Midterms and exams (10/10/15%)

There will be two equally-weighted in-class midterms, dates TBA.

There will also be a cumulative final exam. You must achieve a passing grade on the final exam to pass the class.

You may not bring supplemental material to the midterms or final exam, that is, they are closed-book, and the use of notes, calculators, computers, phones, etc., is forbidden, unless otherwise explicitly stated.

Exams must be completed on your own: they are not collaborative!

Other things to note:

Lecture attendance is not optional (except inasmuch as it’s always optional; you’re adults so miss class if you need to). Get notes from a friend if you miss class. Or watch the videos.
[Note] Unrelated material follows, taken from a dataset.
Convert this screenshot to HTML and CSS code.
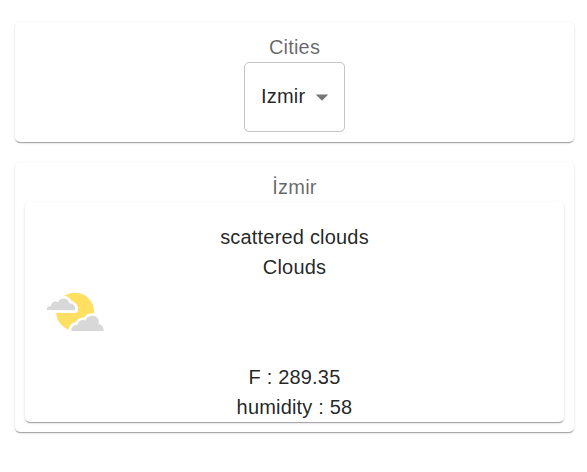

We’re using Piazza for discussion.

At the start of the semester, I will permit laptops and the like in the classroom. If it becomes clear that they are being used for purposes not directly related to the class, I will ban them. It is unfair to distract other students with Facebook feeds, animated ads, and the like.

Regardless, I recommend taking notes by hand. Research suggests that students who take written notes in class significantly outperform students who use electronic devices to take notes.

Finally, note we might talk about topics never discussed in other CS contexts: murder, adult pornography, contraband (cases and images of child exploitation), etc. We will keep discussions at a high level. No slang, no denigration. Pretend you are at work. If you need to sit out one of these discussion please do so, no questions asked; they’re generally only to contextualize some of our work, and we won’t usually go into graphic detail. But some frank talk is unavoidable when discussing the motivation behind digital forensics.

End-of-class reminders

The course website is not yet up-to-date (sorry about that) but will be within 24 hours or so. Once it’s up…

  • Read the Syllabus on the course web site.

  • Assignments and their due date will go up on the web site as they become available. The reading will generally be up by the class before; for next class, read Simson Garfinkle’s Digital Forensics Research: The Next 10 Years.

If you aren’t enrolled and want to be, make sure you talk to me before you leave.